Malcolm Mackay







I was accompanying my wife to the local Moreland Library in August 2015 while she picked some books so I went browsing myself and came across two relatively short books by author Malcolm Mackay that sounded interesting. It turned out they were the first two books in a trilogy, set in Glasgow, about freelance hit man Callum MacLean. Overall, the trilogy makes one complete story of just over 1000 pages but it is easy to read. Once I read the first two, I reserved and picked up the third book from the library and devoured it.
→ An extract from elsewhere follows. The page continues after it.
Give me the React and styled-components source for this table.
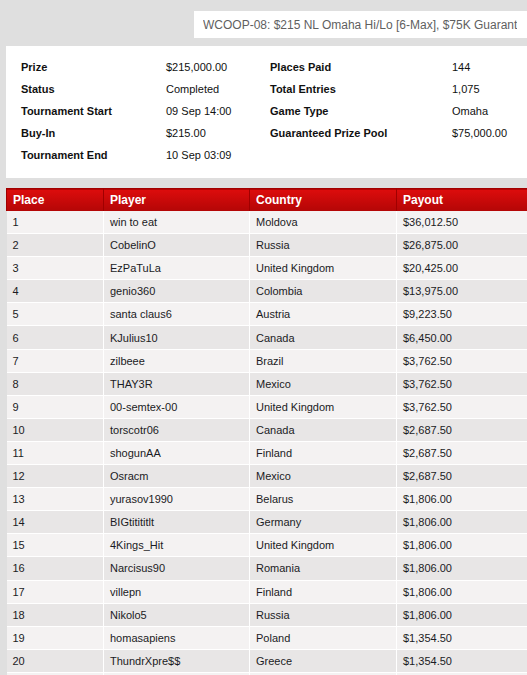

His strengths as a writer are on display in the first paragraph of the opening novel, the one in which a drug dealer named Lewis Winter will indeed have to die:

“It starts with a telephone call. Casual, chatty, friendly, no business. You arrange to meet, neutral venue, preferably public. You have to be careful, regardless of the caller, regardless of the meeting place. Every eventuality planned for, nothing taken for granted. Tempting to begin to trust; tempting, but wrong. A person could be your friend and confidant for twenty years and then turn away from you in an instant. It happens. Anyone with sense remembers that bitter reality; those without sense will learn it.”

By the third volume, MacLean wants to opt out of the killing game, but excusing himself turns out to be far harder than he would like. Spending so much time with this coldblooded killer is often disturbing but, in the end, surprisingly rewarding.

There is not really any character development but the story itself is gripping, even if depressing. I would recommend this trilogy to anyone wanting a different sort of read.